This is very elegant (+1), but unfortunately very inefficient. This is O(2 * i * len(a)) compared to O(len(a)) for @balderman's solution.
No, it's not. It's just as linear as the slices. Also, O(2* i * len(a)) == O(len(s)). And the actual asymptotic complexity of both approaches is O(len(s))!
Well, technically yes. But the running time is 5x slower for the example and even slower for larger slices.
@MichaelSzczesny Yeah, that's to be expected. String slices are super C-optimized. But the iterator pattern is good to know for such cases as you don't need to keep track of your position in the sequence.
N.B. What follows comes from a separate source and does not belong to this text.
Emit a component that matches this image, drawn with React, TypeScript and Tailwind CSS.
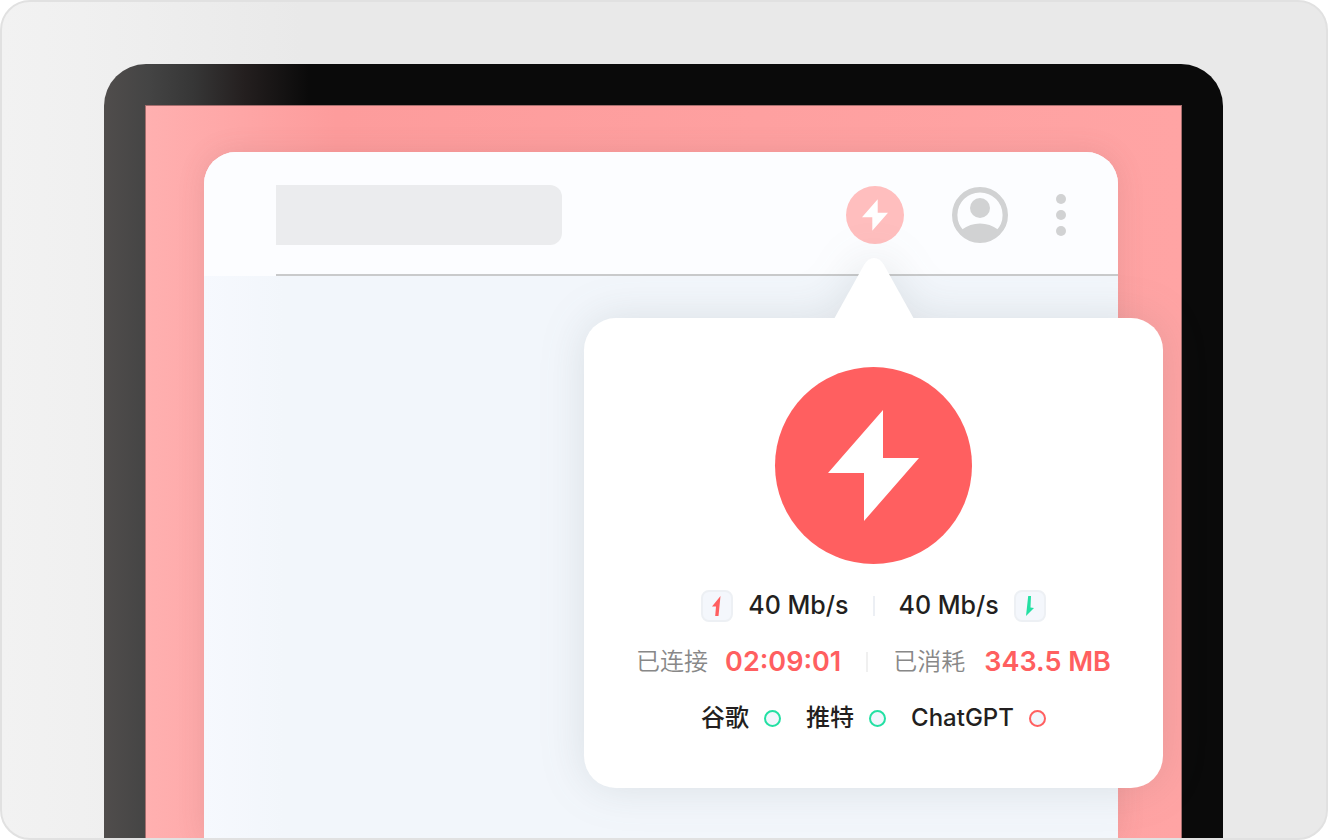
import React from "react";

function Bolt({ className }: { className: string }) {
  return (
    <svg viewBox="0 0 91 111" className={className} fill="currentColor" aria-hidden="true">
      <path d="M55 0V48H91L36 111V63H0Z" />
    </svg>
  );
}

function Divider({ className }: { className: string }) {
  return <span className={`h-5 w-0.5 shrink-0 ${className}`} />;
}

function SpeedBadge({ children, color }: { children: React.ReactNode; color: string }) {
  return (
    <span
      className={`flex size-8 shrink-0 items-center justify-center rounded-lg border-2 border-[#edf0f4] bg-[#f4f7fc] ${color}`}
    >
      {children}
    </span>
  );
}

function Site({ name, ring }: { name: string; ring: string }) {
  return (
    <li className="flex items-center gap-[15px]">
      <span>{name}</span>
      <span className={`size-[17px] rounded-full border-2 bg-[#f2f6fc] ${ring}`} />
    </li>
  );
}

function Toolbar() {
  return (
    <header className="rounded-t-[32px] bg-[#fcfdff] pl-[72px]">
      <div className="flex h-[124px] items-center border-b-2 border-[#c9cacb] pt-1 pr-[51px]">
        <input
          aria-label="Address"
          className="h-[60px] w-[286px] rounded-r-xl bg-[#ebecee] px-4 outline-none"
        />
        <button
          aria-label="Connection"
          className="ml-auto flex size-[58px] items-center justify-center rounded-full bg-[#ffbebe] text-white"
        >
          <Bolt className="h-8 w-[26px]" />
        </button>
        <button aria-label="Account" className="ml-12 size-14 text-[#d1d2d3]">
          <svg viewBox="0 0 56 56" className="size-14" aria-hidden="true">
            <circle cx="28" cy="28" r="25.3" fill="none" stroke="currentColor" strokeWidth="5.4" />
            <circle cx="28" cy="21" r="10" fill="currentColor" />
            <path d="M10 42.5Q18 36.5 28 36.5T46 42.5Q39 53 28 53T10 42.5Z" fill="currentColor" />
          </svg>
        </button>
        <button aria-label="More" className="ml-[47px] flex w-3 flex-col items-center gap-1.5">
          <span className="size-2.5 rounded-full bg-[#d1d2d3]" />
          <span className="size-2.5 rounded-full bg-[#d1d2d3]" />
          <span className="size-2.5 rounded-full bg-[#d1d2d3]" />
        </button>
      </div>
    </header>
  );
}

function StatusPopup() {
  return (
    <section
      aria-label="Connection status"
      className="absolute top-[166px] -right-[45px] flex h-[470px] w-[579px] flex-col items-center rounded-[32px] bg-white pt-[49px] drop-shadow-[0_0_22px_rgba(80,90,90,0.14)]"
    >
      <svg
        viewBox="0 0 80 61"
        className="absolute -top-[60px] left-[250px] h-[61px] w-20 text-white"
        fill="currentColor"
        aria-hidden="true"
      >
        <path d="M0 61L30 7Q34 0 40 0T50 7L80 61Z" />
      </svg>
      <button
        aria-label="Disconnect"
        className="flex size-[197px] shrink-0 items-center justify-center rounded-full bg-[#ff5f60] text-white"
      >
        <Bolt className="h-[111px] w-[91px]" />
      </button>
      <div className="mt-[26px] flex h-8 items-center text-[25px] font-medium whitespace-nowrap">
        <SpeedBadge color="text-[#ff5f60]">
          <svg viewBox="0 0 10 20" className="h-5 w-2.5" fill="currentColor" aria-hidden="true">
            <path d="M8.500 0L0 10.500H4L3.200 20H6.500Z" />
          </svg>
        </SpeedBadge>
        <span className="ml-[15px]">40 Mb/s</span>
        <Divider className="mx-6 bg-[#eceff4]" />
        <span className="mr-[15px]">40 Mb/s</span>
        <SpeedBadge color="text-[#23e0a3]">
          <svg viewBox="0 0 10 20" className="h-5 w-2.5" fill="currentColor" aria-hidden="true">
            <path d="M3.200 0H6L5.500 11.500L9 12L1 20Z" />
          </svg>
        </SpeedBadge>
      </div>
      <div className="mt-5 flex h-10 items-center text-[27px] font-semibold whitespace-nowrap text-[#ff5f60]">
        <span className="mr-[17px] text-2xl font-[350] text-[#888888]">已连接</span>
        <span>02:09:01</span>
        <Divider className="mx-[25px] bg-[#f0f0f0]" />
        <span className="mr-[19px] text-2xl font-[350] text-[#888888]">已消耗</span>
        <span>343.5 MB</span>
      </div>
      <ul className="mt-4 flex h-10 items-center gap-[25px] text-2xl font-medium whitespace-nowrap">
        <Site name="谷歌" ring="border-[#23e0a3]" />
        <Site name="推特" ring="border-[#23e0a3]" />
        <Site name="ChatGPT" ring="border-[#ff5f60]" />
      </ul>
    </section>
  );
}

export default function App() {
  return (
    <main className="flex min-h-screen flex-col overflow-hidden rounded-[30px] border-2 border-[#e1e1e1] bg-[linear-gradient(90deg,#f2f2f2_0,#f0f0f0_80px,#e9e9e9_300px)] px-[102px] pt-[62px] font-['Inter','Noto_Sans_CJK_SC',sans-serif] text-[#231f20]">
      <div className="mr-px flex flex-1 flex-col rounded-t-[42px] bg-[linear-gradient(90deg,#504d4c_0,#444444_45px,#363636_90px,#241f1f_140px,#0a0a0a_205px)] px-[41px] pt-[41px]">
        <div className="flex flex-1 flex-col border border-b-0 border-[#a56d6d] bg-[linear-gradient(90deg,#ffb0b0_0,#fd9c9c_190px,#ffa4a4_100%)] pt-[46px] pr-[63px] pl-[58px]">
          <div className="relative flex min-h-[686px] flex-1 flex-col rounded-t-[32px] bg-[linear-gradient(90deg,#f6f9fe_0,#f2f6fb_80px)] shadow-[0_0_28px_rgba(120,80,80,0.14)]">
            <Toolbar />
            <StatusPopup />
          </div>
        </div>
      </div>
    </main>
  );
}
ANd it makes for concise and readable code.
1

I think the cleanest solution is to just loop over the indices in a directly, like so:

a = [1, 3, 4]
s = "01100110"
bgn = 0
for i in a:
    end = bgn + i
    # The wanted slice
    print(s[bgn:end])  # 0, 110, 0110
    # The next slice begins where this one left off
    bgn = end

If you need the results, you can pack them in a list:

a = [1, 3, 4]
s = "01100110"
results = []
bgn = 0
for i in a:
    end = bgn + i
    results.append(s[bgn:end])
    bgn = end
print(results)  # ['0', '110', '0110']

You could go for a list comprehension, but I think this would degrade the readability enough that it is not the right way to go.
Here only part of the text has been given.